--- start DATA LINES ---

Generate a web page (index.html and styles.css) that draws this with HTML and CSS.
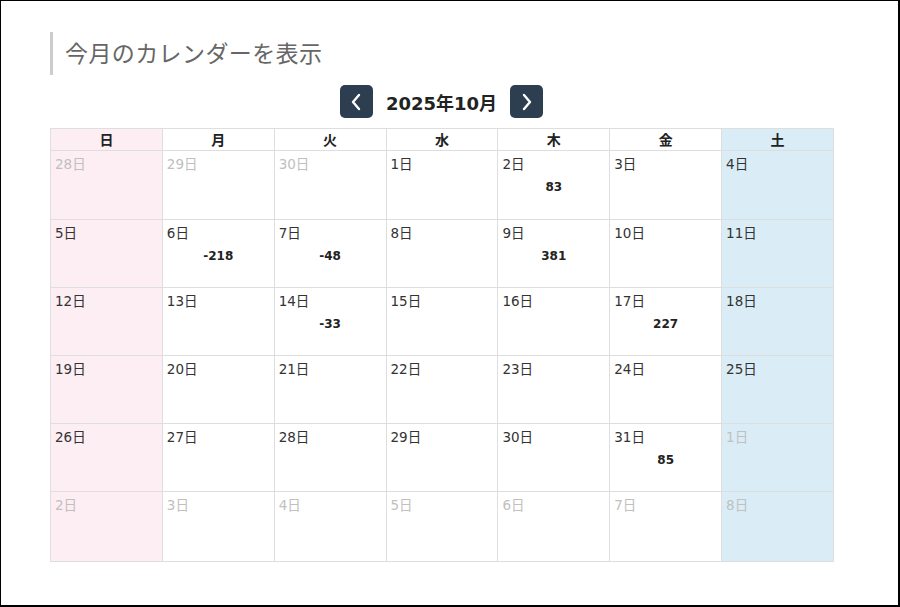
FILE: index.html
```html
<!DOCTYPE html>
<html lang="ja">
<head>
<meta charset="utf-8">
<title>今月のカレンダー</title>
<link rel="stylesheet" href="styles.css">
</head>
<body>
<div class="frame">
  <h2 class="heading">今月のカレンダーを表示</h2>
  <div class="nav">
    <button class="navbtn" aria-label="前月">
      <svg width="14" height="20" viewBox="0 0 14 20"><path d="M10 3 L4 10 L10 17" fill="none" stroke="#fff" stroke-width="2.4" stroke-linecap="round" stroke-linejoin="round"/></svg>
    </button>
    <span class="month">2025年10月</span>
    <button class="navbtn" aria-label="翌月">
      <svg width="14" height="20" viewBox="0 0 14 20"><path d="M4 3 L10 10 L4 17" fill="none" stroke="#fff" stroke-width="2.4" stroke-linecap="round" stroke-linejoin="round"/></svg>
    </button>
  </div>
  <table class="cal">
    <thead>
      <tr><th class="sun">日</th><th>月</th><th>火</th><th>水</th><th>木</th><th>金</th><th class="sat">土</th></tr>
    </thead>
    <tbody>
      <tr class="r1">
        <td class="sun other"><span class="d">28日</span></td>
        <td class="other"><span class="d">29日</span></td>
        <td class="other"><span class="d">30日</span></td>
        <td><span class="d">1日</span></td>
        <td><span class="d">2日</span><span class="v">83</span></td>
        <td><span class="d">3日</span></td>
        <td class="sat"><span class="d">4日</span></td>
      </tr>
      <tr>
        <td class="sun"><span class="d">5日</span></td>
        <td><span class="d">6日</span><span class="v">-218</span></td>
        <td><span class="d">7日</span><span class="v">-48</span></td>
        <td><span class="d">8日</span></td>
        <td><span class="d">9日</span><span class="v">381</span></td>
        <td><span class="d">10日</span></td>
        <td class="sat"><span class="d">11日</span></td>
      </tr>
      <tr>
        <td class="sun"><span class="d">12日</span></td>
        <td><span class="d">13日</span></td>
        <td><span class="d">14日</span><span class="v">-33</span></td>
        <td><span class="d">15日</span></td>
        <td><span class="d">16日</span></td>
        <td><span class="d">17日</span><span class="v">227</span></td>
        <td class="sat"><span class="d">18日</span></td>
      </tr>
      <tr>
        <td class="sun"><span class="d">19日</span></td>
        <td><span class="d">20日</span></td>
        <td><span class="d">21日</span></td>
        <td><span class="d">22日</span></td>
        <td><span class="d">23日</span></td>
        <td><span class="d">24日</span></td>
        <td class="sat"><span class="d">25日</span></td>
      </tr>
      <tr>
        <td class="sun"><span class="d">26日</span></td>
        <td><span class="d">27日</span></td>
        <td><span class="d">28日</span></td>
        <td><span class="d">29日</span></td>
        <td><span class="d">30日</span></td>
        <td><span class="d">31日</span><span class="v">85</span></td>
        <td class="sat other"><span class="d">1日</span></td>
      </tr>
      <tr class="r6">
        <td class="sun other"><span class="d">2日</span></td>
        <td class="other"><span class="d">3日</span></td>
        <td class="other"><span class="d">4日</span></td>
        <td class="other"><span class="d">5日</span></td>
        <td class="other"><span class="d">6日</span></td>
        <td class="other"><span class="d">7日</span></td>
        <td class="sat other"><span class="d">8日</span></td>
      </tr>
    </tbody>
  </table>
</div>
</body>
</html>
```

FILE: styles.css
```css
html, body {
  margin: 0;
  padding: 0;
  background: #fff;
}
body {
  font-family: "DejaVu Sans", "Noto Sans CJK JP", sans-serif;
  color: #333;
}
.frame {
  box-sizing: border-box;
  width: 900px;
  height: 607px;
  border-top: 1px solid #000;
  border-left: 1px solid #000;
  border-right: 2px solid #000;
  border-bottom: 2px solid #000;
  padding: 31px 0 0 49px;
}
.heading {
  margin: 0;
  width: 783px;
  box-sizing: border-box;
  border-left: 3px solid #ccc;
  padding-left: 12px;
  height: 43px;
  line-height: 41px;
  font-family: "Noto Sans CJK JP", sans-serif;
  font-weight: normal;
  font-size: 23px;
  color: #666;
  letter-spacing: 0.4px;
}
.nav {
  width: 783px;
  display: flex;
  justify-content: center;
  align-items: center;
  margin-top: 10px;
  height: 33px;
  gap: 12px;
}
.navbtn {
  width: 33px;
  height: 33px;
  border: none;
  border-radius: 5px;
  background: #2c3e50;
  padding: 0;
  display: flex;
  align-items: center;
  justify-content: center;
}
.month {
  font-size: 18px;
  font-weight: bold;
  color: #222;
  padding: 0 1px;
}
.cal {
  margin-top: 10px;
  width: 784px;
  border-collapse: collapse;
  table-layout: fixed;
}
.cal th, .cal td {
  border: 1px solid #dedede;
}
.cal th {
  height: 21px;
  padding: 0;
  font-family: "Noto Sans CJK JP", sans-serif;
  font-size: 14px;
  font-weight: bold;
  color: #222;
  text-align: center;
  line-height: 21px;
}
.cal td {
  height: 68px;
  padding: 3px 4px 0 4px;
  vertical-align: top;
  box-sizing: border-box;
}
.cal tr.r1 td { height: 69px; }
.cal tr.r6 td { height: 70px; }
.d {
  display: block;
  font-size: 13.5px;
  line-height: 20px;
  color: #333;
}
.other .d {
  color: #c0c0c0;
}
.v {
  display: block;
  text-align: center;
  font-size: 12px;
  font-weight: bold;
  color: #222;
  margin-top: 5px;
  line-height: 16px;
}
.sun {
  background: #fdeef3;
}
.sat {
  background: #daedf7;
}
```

--- end DATA LINES ---

§ WHAT TO PRODUCE: Return each line of the data, keeping its wording exact and omitting pictures.

§ ANSWER BELOW:
Generate a web page (index.html and styles.css) that draws this with HTML and CSS.
FILE: index.html
```html
<!DOCTYPE html>
<html lang="ja">
<head>
<meta charset="utf-8">
<title>今月のカレンダー</title>
<link rel="stylesheet" href="styles.css">
</head>
<body>
<div class="frame">
  <h2 class="heading">今月のカレンダーを表示</h2>
  <div class="nav">
    <button class="navbtn" aria-label="前月">
      <svg width="14" height="20" viewBox="0 0 14 20"><path d="M10 3 L4 10 L10 17" fill="none" stroke="#fff" stroke-width="2.4" stroke-linecap="round" stroke-linejoin="round"/></svg>
    </button>
    <span class="month">2025年10月</span>
    <button class="navbtn" aria-label="翌月">
      <svg width="14" height="20" viewBox="0 0 14 20"><path d="M4 3 L10 10 L4 17" fill="none" stroke="#fff" stroke-width="2.4" stroke-linecap="round" stroke-linejoin="round"/></svg>
    </button>
  </div>
  <table class="cal">
    <thead>
      <tr><th class="sun">日</th><th>月</th><th>火</th><th>水</th><th>木</th><th>金</th><th class="sat">土</th></tr>
    </thead>
    <tbody>
      <tr class="r1">
        <td class="sun other"><span class="d">28日</span></td>
        <td class="other"><span class="d">29日</span></td>
        <td class="other"><span class="d">30日</span></td>
        <td><span class="d">1日</span></td>
        <td><span class="d">2日</span><span class="v">83</span></td>
        <td><span class="d">3日</span></td>
        <td class="sat"><span class="d">4日</span></td>
      </tr>
      <tr>
        <td class="sun"><span class="d">5日</span></td>
        <td><span class="d">6日</span><span class="v">-218</span></td>
        <td><span class="d">7日</span><span class="v">-48</span></td>
        <td><span class="d">8日</span></td>
        <td><span class="d">9日</span><span class="v">381</span></td>
        <td><span class="d">10日</span></td>
        <td class="sat"><span class="d">11日</span></td>
      </tr>
      <tr>
        <td class="sun"><span class="d">12日</span></td>
        <td><span class="d">13日</span></td>
        <td><span class="d">14日</span><span class="v">-33</span></td>
        <td><span class="d">15日</span></td>
        <td><span class="d">16日</span></td>
        <td><span class="d">17日</span><span class="v">227</span></td>
        <td class="sat"><span class="d">18日</span></td>
      </tr>
      <tr>
        <td class="sun"><span class="d">19日</span></td>
        <td><span class="d">20日</span></td>
        <td><span class="d">21日</span></td>
        <td><span class="d">22日</span></td>
        <td><span class="d">23日</span></td>
        <td><span class="d">24日</span></td>
        <td class="sat"><span class="d">25日</span></td>
      </tr>
      <tr>
        <td class="sun"><span class="d">26日</span></td>
        <td><span class="d">27日</span></td>
        <td><span class="d">28日</span></td>
        <td><span class="d">29日</span></td>
        <td><span class="d">30日</span></td>
        <td><span class="d">31日</span><span class="v">85</span></td>
        <td class="sat other"><span class="d">1日</span></td>
      </tr>
      <tr class="r6">
        <td class="sun other"><span class="d">2日</span></td>
        <td class="other"><span class="d">3日</span></td>
        <td class="other"><span class="d">4日</span></td>
        <td class="other"><span class="d">5日</span></td>
        <td class="other"><span class="d">6日</span></td>
        <td class="other"><span class="d">7日</span></td>
        <td class="sat other"><span class="d">8日</span></td>
      </tr>
    </tbody>
  </table>
</div>
</body>
</html>
```

FILE: styles.css
```css
html, body {
  margin: 0;
  padding: 0;
  background: #fff;
}
body {
  font-family: "DejaVu Sans", "Noto Sans CJK JP", sans-serif;
  color: #333;
}
.frame {
  box-sizing: border-box;
  width: 900px;
  height: 607px;
  border-top: 1px solid #000;
  border-left: 1px solid #000;
  border-right: 2px solid #000;
  border-bottom: 2px solid #000;
  padding: 31px 0 0 49px;
}
.heading {
  margin: 0;
  width: 783px;
  box-sizing: border-box;
  border-left: 3px solid #ccc;
  padding-left: 12px;
  height: 43px;
  line-height: 41px;
  font-family: "Noto Sans CJK JP", sans-serif;
  font-weight: normal;
  font-size: 23px;
  color: #666;
  letter-spacing: 0.4px;
}
.nav {
  width: 783px;
  display: flex;
  justify-content: center;
  align-items: center;
  margin-top: 10px;
  height: 33px;
  gap: 12px;
}
.navbtn {
  width: 33px;
  height: 33px;
  border: none;
  border-radius: 5px;
  background: #2c3e50;
  padding: 0;
  display: flex;
  align-items: center;
  justify-content: center;
}
.month {
  font-size: 18px;
  font-weight: bold;
  color: #222;
  padding: 0 1px;
}
.cal {
  margin-top: 10px;
  width: 784px;
  border-collapse: collapse;
  table-layout: fixed;
}
.cal th, .cal td {
  border: 1px solid #dedede;
}
.cal th {
  height: 21px;
  padding: 0;
  font-family: "Noto Sans CJK JP", sans-serif;
  font-size: 14px;
  font-weight: bold;
  color: #222;
  text-align: center;
  line-height: 21px;
}
.cal td {
  height: 68px;
  padding: 3px 4px 0 4px;
  vertical-align: top;
  box-sizing: border-box;
}
.cal tr.r1 td { height: 69px; }
.cal tr.r6 td { height: 70px; }
.d {
  display: block;
  font-size: 13.5px;
  line-height: 20px;
  color: #333;
}
.other .d {
  color: #c0c0c0;
}
.v {
  display: block;
  text-align: center;
  font-size: 12px;
  font-weight: bold;
  color: #222;
  margin-top: 5px;
  line-height: 16px;
}
.sun {
  background: #fdeef3;
}
.sat {
  background: #daedf7;
}
```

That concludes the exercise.